この箇所は<主イエスの大暴れ>だけが印象に残ってしまいがちだが、実は、その後で、神殿に見られた光景が大事なのではないか、と私は思う。マタイ福音書は、その後の神殿に起こった二つのことを伝えている。
第一は、「目の見えない人や足の不自由な人たちがそばに寄ってきたので、イエスはこれらの人々をいやされた」という出来事である。律法が支配する当時のユダヤ社会では、障がいをもった人たちは「傷がある」という理由で、成人男子の庭には入れなかった。しかしこの時、商売人たちが追い出されて静まり返った境内に、この人たちが入ってきて、主イエスのもとに来たのである。救いを求めてきたのである。その行為自体が<祈り>と言えるのではないだろうか。イエスはその真摯な祈りに応え、そこで神の業をなされた。神殿で、真に神と人がつながったのである。

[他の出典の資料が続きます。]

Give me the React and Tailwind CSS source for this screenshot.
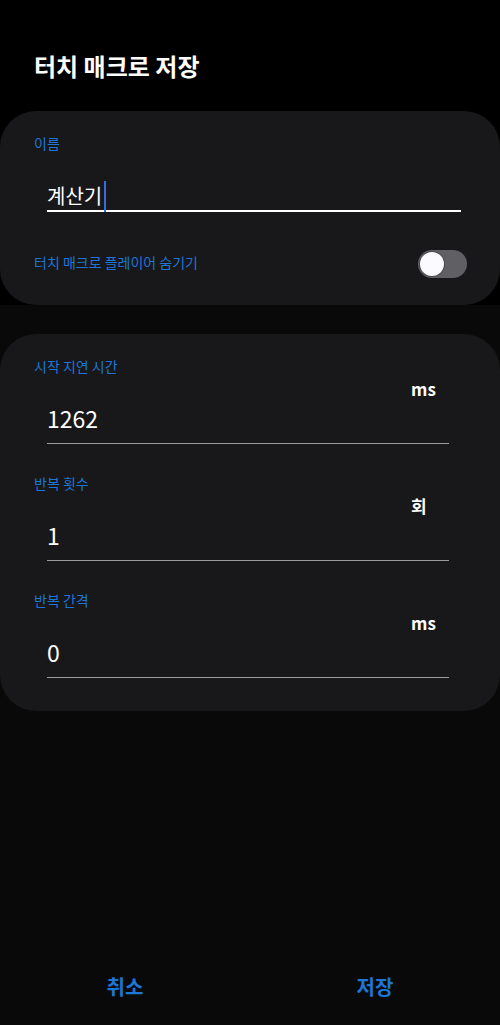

第二は、こどもたちの声が聞こえてきたという出来事である。癒された人たち、それを目撃した人たちがイエスの不思議なわざに驚き、歓声をあげた。その時、幼子らも喜んで「ダビデの子にホサナ」と叫んだ。その声が聞こえてきたのである。
これは小さい挿話のようだが、実は重要なしるしである。こどもたちは、イエス様のことを<乱暴な人、こわい人>と思わなかった。逆だ。イエス様がいてくださることが嬉しかったのだ。ホサナと歌いなくなるほどだったのだ。
このことに祭司長たちや律法学者たちは苛立ち、「子供たちが何と言っているのか聞こえているのか」とイエスを責めた。その時、イエスは言われたのだ。「聞こえる。あなたたちこそ、『幼子や乳飲み子の口に、あなたは賛美を歌わせた』という言葉を読んだことがないのか」。神のなさることなのだ。神の意図されたことなのだ。
この元である詩編8編のことばを、新しい聖書協会共同訳は「あなたは天上の威厳をこの地上に置き、幼子と乳飲み子の口によって砦を築かれた」と訳している。神は何によって、大人たちの敵対心や争い、猛々しい敵から、人間らしい心を守るのか。幼子と乳飲み子の口から出る賛美をもって、なのだ。小さい子らは神に愛されている。子らは、恵みをまっすぐに求め、無条件にそれを受け取っている。本物の純粋な祈りと賛美がそこにある。これこそが神殿にふさわしいものである。大人たちは、神を喜ぶ子どもたちの声をこそ聴かなければならない。
イエス様にひっくり返してもらおう。わたしたちの常識や忙しさや、あれやこれやの理屈を。イエス様にひっくり返してもらおう。わたしたちの無関心や無神経を。そして、神さまへの感謝を取り戻そう。イエス様にひっくり返してもらおう。わたしたちの傲慢さや身勝手を。
そして、心低くして祈ろう。「神さま、わからせてください。あなたは何を感じておられるのですか。何を求めておられるのですか。私たちにわからせてください」。